PROBLEM TO SOLVE: Gather every line below where "index" appears.

DATASET EXCERPT:
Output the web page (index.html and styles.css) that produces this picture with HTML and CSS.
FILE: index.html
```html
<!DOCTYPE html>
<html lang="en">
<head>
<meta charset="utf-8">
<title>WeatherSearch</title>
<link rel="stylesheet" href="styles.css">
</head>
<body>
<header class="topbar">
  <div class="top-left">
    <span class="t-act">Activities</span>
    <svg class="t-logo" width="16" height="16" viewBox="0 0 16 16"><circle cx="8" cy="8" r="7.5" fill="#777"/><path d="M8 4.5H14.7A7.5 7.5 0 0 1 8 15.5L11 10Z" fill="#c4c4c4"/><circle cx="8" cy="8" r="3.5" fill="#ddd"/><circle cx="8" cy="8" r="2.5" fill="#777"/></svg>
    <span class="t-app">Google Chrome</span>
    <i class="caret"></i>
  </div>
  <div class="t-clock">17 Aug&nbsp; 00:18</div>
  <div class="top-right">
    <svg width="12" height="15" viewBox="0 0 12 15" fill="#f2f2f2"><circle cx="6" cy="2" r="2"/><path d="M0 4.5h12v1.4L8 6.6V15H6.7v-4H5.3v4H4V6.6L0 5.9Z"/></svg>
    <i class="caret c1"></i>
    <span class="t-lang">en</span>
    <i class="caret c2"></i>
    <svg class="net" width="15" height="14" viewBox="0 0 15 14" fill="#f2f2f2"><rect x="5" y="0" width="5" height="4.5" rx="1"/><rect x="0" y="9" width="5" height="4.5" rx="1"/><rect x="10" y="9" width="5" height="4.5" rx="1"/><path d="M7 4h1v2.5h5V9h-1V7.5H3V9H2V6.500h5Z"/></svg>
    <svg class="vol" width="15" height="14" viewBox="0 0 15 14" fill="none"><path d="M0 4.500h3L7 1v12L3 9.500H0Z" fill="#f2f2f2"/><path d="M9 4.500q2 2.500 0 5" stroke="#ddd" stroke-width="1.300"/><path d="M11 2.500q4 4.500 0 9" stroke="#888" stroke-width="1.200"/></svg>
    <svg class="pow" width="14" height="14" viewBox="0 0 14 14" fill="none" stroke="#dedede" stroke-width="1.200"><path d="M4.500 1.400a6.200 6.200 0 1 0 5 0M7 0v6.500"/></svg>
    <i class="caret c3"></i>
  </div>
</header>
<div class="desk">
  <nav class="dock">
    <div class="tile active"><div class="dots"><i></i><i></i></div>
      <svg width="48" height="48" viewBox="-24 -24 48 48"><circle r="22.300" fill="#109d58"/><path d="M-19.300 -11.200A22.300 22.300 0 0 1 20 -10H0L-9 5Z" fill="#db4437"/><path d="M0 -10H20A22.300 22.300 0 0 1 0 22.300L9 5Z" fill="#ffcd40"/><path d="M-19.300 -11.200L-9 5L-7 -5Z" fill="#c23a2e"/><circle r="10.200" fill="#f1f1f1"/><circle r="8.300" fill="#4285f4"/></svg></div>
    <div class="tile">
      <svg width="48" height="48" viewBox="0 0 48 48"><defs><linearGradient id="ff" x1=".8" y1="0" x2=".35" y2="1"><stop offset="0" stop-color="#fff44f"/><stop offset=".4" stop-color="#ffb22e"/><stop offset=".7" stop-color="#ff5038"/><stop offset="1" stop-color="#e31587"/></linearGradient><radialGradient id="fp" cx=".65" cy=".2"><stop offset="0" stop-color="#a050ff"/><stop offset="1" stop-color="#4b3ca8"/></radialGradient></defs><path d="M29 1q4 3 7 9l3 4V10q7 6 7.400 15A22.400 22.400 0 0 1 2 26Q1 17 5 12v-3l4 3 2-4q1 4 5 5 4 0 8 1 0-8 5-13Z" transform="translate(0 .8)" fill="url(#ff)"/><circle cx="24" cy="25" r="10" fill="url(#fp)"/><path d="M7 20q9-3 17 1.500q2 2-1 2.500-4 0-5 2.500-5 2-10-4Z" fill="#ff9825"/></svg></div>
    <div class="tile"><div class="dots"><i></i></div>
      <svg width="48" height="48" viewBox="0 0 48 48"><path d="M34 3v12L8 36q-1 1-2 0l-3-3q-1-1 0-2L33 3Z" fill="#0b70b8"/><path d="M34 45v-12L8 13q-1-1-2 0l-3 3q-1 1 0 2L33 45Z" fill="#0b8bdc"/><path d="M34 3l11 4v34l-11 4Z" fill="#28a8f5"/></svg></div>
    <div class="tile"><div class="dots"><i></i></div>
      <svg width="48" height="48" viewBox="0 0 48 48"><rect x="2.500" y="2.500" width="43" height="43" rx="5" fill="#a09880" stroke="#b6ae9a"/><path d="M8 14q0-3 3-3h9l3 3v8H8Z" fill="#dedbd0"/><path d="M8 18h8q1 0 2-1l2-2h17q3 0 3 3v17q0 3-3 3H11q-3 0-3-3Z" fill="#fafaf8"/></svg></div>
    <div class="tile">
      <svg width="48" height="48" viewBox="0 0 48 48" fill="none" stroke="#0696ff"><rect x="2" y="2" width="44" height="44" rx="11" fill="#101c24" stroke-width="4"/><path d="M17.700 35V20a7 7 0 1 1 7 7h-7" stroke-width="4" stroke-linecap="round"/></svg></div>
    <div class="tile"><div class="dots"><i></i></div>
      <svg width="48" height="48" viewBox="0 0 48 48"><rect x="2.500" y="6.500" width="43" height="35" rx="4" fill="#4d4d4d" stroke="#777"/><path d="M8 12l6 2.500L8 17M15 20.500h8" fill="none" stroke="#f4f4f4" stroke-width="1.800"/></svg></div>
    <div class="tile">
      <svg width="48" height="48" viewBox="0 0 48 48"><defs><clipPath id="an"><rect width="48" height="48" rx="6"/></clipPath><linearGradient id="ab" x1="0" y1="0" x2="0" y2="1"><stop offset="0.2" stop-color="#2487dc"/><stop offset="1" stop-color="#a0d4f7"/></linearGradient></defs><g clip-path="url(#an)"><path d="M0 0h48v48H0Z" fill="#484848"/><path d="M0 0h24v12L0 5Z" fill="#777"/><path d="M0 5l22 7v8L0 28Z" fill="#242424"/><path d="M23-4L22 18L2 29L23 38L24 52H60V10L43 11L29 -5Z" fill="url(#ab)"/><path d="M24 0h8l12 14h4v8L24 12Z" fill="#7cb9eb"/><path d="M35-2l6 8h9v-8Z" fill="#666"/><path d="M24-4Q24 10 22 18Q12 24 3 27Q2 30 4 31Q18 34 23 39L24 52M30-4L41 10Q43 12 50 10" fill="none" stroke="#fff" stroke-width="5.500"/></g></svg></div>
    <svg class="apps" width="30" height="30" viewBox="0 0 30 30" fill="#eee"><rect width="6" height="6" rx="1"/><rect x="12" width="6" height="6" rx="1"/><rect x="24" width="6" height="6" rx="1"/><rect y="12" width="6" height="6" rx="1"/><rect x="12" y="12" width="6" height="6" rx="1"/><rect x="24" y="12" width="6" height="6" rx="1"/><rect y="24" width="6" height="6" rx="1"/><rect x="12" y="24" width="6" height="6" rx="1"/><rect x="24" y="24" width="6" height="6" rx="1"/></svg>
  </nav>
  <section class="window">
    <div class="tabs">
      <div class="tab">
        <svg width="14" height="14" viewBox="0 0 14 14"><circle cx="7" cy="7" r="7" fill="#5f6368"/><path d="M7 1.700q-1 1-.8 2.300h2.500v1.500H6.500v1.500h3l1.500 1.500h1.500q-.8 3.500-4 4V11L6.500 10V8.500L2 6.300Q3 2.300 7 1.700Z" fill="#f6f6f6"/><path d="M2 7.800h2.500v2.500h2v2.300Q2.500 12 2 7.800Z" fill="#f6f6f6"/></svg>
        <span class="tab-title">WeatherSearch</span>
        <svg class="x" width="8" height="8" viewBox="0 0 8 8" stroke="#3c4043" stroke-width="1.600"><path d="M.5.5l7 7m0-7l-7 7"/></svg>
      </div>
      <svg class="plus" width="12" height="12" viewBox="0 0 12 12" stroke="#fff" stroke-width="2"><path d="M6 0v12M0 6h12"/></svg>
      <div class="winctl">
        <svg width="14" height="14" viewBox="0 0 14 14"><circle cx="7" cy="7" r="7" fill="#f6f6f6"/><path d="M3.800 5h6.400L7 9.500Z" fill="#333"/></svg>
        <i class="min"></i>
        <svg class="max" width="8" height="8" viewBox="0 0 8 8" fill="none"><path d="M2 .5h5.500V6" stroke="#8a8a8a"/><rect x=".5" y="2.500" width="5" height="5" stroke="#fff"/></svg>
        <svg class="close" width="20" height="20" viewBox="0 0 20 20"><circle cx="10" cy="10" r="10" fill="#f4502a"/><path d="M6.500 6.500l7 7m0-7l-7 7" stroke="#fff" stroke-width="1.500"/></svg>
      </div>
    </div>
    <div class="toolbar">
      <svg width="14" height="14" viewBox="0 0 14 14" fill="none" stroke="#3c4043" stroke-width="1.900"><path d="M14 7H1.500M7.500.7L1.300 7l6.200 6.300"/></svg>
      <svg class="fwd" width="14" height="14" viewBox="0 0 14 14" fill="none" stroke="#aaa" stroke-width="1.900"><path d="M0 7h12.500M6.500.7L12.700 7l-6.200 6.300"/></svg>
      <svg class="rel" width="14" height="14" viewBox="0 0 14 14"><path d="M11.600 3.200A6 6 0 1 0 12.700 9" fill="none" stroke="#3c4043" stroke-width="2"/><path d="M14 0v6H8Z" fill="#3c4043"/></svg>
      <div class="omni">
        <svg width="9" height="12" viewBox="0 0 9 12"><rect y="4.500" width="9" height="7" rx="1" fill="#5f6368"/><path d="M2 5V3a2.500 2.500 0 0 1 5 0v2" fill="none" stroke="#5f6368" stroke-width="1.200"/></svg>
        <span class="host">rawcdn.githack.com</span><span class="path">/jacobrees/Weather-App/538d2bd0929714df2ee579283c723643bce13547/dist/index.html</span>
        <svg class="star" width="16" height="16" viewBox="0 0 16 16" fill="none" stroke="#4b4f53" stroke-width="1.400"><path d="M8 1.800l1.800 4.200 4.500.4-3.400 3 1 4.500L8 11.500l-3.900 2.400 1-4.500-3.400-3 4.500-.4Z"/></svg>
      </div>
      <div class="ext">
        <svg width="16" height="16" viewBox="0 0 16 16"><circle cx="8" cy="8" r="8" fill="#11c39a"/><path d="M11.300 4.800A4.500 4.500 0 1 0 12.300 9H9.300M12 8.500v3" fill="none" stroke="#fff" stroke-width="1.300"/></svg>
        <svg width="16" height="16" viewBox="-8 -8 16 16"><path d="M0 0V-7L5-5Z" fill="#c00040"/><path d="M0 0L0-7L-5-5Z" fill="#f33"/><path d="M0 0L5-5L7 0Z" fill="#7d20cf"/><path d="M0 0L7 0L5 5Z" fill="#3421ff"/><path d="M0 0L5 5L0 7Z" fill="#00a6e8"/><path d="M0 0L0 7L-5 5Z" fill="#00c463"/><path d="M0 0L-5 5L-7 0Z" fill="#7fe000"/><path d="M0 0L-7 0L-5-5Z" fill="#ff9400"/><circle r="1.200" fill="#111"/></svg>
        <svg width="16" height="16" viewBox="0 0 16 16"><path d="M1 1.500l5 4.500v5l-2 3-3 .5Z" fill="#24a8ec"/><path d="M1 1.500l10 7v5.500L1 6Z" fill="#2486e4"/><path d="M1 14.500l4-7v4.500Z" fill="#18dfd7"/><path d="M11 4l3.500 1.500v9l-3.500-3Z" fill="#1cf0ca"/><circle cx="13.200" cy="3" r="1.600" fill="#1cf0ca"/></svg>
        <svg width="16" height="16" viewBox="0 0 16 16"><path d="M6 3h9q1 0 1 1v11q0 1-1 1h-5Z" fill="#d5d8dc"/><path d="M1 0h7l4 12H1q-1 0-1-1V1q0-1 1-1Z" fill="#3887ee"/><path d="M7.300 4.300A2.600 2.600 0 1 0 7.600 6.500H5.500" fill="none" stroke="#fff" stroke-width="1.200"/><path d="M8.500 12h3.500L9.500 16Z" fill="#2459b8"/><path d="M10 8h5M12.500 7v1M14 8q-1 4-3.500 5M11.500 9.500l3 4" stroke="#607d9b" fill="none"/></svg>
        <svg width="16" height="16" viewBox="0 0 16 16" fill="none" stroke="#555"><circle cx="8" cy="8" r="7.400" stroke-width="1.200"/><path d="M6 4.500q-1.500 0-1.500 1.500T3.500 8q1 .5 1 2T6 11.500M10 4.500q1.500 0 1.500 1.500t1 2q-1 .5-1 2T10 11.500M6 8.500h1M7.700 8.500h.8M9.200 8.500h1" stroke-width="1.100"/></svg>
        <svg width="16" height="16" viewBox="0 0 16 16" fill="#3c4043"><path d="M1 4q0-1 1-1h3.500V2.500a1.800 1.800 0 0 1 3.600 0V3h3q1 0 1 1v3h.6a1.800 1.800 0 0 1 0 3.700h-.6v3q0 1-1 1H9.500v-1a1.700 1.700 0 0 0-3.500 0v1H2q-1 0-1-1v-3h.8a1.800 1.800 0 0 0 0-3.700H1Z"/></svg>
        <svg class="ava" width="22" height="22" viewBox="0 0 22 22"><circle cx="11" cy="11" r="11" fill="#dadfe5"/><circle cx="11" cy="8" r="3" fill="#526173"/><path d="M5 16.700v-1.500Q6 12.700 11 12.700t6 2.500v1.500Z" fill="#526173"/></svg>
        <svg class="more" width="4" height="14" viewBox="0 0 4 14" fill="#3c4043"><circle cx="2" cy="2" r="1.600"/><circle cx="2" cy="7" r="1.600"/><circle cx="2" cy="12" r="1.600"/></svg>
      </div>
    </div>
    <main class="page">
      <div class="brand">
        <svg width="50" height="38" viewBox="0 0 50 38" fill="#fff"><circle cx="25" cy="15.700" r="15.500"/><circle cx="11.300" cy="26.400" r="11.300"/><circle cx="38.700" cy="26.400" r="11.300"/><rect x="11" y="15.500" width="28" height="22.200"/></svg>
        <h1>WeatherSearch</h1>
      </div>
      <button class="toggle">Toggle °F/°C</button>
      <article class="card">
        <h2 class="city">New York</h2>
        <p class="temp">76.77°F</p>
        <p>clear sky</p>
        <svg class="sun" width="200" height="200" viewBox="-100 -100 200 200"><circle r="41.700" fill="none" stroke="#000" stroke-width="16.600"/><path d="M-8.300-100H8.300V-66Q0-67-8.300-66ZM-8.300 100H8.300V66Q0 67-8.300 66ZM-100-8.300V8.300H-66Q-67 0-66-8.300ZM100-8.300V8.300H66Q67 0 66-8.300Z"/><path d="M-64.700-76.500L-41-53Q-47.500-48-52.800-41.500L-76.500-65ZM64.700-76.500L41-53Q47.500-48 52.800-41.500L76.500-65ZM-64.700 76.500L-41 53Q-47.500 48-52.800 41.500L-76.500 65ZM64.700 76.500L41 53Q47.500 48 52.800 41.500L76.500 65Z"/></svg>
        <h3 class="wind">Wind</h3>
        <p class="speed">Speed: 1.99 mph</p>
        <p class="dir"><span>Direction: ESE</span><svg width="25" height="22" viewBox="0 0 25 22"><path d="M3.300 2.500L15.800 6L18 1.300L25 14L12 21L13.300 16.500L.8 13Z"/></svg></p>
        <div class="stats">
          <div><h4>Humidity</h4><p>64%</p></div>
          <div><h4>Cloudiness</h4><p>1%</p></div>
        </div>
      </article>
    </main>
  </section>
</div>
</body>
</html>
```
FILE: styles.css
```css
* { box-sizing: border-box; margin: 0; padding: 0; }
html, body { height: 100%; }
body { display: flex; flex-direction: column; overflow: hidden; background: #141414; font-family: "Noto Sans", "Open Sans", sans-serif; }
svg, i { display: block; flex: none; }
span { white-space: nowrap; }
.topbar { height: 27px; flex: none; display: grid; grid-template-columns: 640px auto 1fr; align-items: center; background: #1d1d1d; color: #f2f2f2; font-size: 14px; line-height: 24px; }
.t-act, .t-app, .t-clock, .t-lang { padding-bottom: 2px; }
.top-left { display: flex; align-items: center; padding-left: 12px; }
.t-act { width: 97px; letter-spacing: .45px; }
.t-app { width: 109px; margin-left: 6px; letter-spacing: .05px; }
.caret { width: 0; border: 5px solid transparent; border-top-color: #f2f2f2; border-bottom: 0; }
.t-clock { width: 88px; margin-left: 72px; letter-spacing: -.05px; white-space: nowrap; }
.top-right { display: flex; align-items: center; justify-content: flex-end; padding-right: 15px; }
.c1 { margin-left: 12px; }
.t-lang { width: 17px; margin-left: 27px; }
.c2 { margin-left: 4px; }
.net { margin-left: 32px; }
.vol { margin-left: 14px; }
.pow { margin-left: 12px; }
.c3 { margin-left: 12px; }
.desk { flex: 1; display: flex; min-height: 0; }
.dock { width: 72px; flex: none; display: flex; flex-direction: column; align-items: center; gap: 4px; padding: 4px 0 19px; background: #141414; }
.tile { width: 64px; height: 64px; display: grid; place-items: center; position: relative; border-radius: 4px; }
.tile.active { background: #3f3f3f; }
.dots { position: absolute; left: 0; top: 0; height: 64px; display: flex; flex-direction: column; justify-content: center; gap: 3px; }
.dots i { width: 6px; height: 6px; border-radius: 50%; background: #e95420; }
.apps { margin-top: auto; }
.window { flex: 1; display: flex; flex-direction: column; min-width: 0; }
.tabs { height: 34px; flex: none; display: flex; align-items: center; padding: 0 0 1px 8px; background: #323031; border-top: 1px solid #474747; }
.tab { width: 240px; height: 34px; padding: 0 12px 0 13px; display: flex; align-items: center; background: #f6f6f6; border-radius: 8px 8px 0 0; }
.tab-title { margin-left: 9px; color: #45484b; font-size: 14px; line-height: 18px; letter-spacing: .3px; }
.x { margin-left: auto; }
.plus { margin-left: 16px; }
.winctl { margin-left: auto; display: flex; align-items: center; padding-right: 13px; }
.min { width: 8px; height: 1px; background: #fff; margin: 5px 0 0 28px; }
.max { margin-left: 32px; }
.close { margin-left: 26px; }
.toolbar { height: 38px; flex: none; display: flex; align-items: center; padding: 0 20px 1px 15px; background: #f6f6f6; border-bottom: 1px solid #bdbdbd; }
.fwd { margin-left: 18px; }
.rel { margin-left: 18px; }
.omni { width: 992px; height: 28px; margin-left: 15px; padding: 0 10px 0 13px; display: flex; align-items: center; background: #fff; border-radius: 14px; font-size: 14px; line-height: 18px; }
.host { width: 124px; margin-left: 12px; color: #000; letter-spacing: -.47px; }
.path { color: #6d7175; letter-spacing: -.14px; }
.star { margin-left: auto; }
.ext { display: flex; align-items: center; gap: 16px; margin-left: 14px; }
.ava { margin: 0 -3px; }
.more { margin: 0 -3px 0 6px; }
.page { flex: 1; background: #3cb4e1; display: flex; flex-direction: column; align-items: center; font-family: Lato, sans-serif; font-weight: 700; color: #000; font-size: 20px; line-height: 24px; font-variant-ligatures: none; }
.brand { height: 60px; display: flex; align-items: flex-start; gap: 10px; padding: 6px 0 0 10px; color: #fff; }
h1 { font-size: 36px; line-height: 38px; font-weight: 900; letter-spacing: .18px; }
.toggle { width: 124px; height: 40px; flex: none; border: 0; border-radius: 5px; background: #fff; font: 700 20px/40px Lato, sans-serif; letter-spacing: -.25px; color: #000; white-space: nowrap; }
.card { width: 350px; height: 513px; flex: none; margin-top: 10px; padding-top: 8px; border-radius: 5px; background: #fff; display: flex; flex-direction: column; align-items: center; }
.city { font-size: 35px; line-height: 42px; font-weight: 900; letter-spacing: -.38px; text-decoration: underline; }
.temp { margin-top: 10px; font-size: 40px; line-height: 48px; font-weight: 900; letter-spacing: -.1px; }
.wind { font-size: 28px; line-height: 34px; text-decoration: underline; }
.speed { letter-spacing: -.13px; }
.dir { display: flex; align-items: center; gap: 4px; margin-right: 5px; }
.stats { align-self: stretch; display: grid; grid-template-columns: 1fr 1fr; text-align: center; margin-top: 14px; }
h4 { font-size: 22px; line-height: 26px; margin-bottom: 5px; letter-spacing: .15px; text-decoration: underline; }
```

TASK RESULT:
Output the web page (index.html and styles.css) that produces this picture with HTML and CSS.
FILE: index.html
        <span class="host">rawcdn.githack.com</span><span class="path">/jacobrees/Weather-App/538d2bd0929714df2ee579283c723643bce13547/dist/index.html</span>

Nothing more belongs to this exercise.